As we fight the virus, don’t forget about jobs
This Labor Day, we reflect on a year the American worker will long remember. We also honor achievements by America’s workers that the nation will honor forever.
The year began with the best job market in generations. Unemployment tied a 50-year low, with nearly seven million jobs added to the economy in just three years. Wages were rising, and rising faster for lower-paid workers, who saw a 15 percent increase in wages from January 2017 to January 2020.
It was an inclusive economy, with the unemployment rate at the lowest level recorded for African Americans, Hispanic Americans and Asian Americans. Unemployment for adult women hit a nearly 70-year low. With a million more job openings than Americans looking for work, employers made extra efforts to accommodate workers with disabilities and to offer second-chances to workers recovering from opioid use or exiting the criminal justice system.
The coronavirus sideswiped this economy, putting millions of Americans out of work and triggering a period of hardship for American workers — and a time of great courage and achievement.
In the war against the virus, the home front became the front line. American workers saved lives. And some gave their lives doing so. They pulled double shifts in hospitals, sustained the nation’s food supply and kept essential goods trucking across the country. Millions of Americans working from home juggled their job duties with extra family responsibilities. Millions others sacrificed their jobs to “flatten the curve,” as government stay-at-home orders and other restrictions closed restaurants, entertainment venues and other gathering places.
Even as parts of the economy were idled, others swung into action, demonstrating the industrial might and resourcefulness that won two world wars. Factory workers redeployed virtually overnight to produce approximately 400 million N95 respirators, 180 million test kits, and more than 110,000 ventilators.

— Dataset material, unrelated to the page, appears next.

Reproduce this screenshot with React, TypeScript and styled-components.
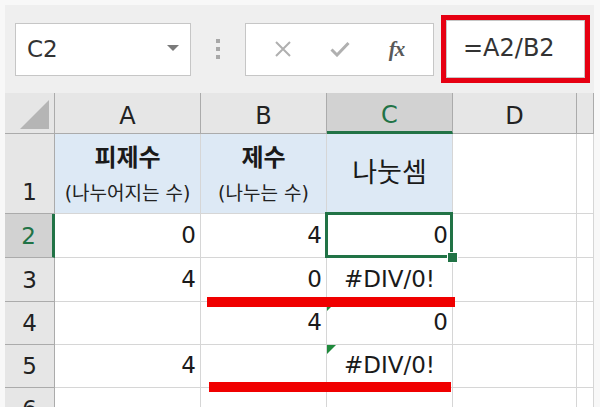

By early May, our economy was recovering, gaining back 2.7 million jobs that month and a total of 10.6 million through August. Friday, we learned that unemployment fell to 8.4 percent in August, a figure most experts did not expect to see before 2021.
The recovery was supported by swift bipartisan action in Washington. In March, President Donald Trump signed relief bills that provided paid sick leave, millions of forgivable loans for small businesses to keep employees on payroll, $1,200 direct cash payments to working families, and a temporary federal unemployment benefit of $600 a week. When the unemployment benefit expired in July and Congress failed to reach agreement on a replacement plan, the president established a new lost wages assistance program using FEMA funds.
A potentially even more important bipartisan achievement was the entry-into-force in July of the United States-Mexico-Canada Agreement, the monumental trade deal the president negotiated to replace NAFTA with widespread support from Republicans and Democrats, labor unions and business leaders. The agreement creates a more level playing field for American workers by requiring our trading partners to respect the labor rights that we regard as fundamental. USMCA promises to be a key part of our economic recovery, with the potential to create hundreds of thousands of jobs in manufacturing, agriculture, and other sectors.
As we look to the remaining months of 2020, two projects will be especially important to America’s workers.
One is the inspiring headway our scientists and doctors are making against the virus. At work in labs and hospitals, they are developing better treatments and a better understanding of the virus’s transmission and measures to contain it. Most promising of all is Operation Warp Speed, which is on track to deliver a vaccine within months. Three vaccine candidates are in the final stage of testing; the government already has invested billions to produce and deliver the successful product.
The second task is restoring the robust, inclusive economy that 2020 began with. In the summer of 2016, the Congressional Budget Office projected the nation would add 1.9 million jobs between January 2017 and early this year. Through tax cuts and reducing unnecessary regulatory burdens, we created more than three times that amount, and dropped unemployment a point-and-a-half lower than predicted. As we continue to fight the virus and support the workers it has affected, we will drive toward fully restoring the economic vitality that produced so much opportunity for working Americans.
Together we are overcoming the virus, and American workers will forever remember the part they played in the victory.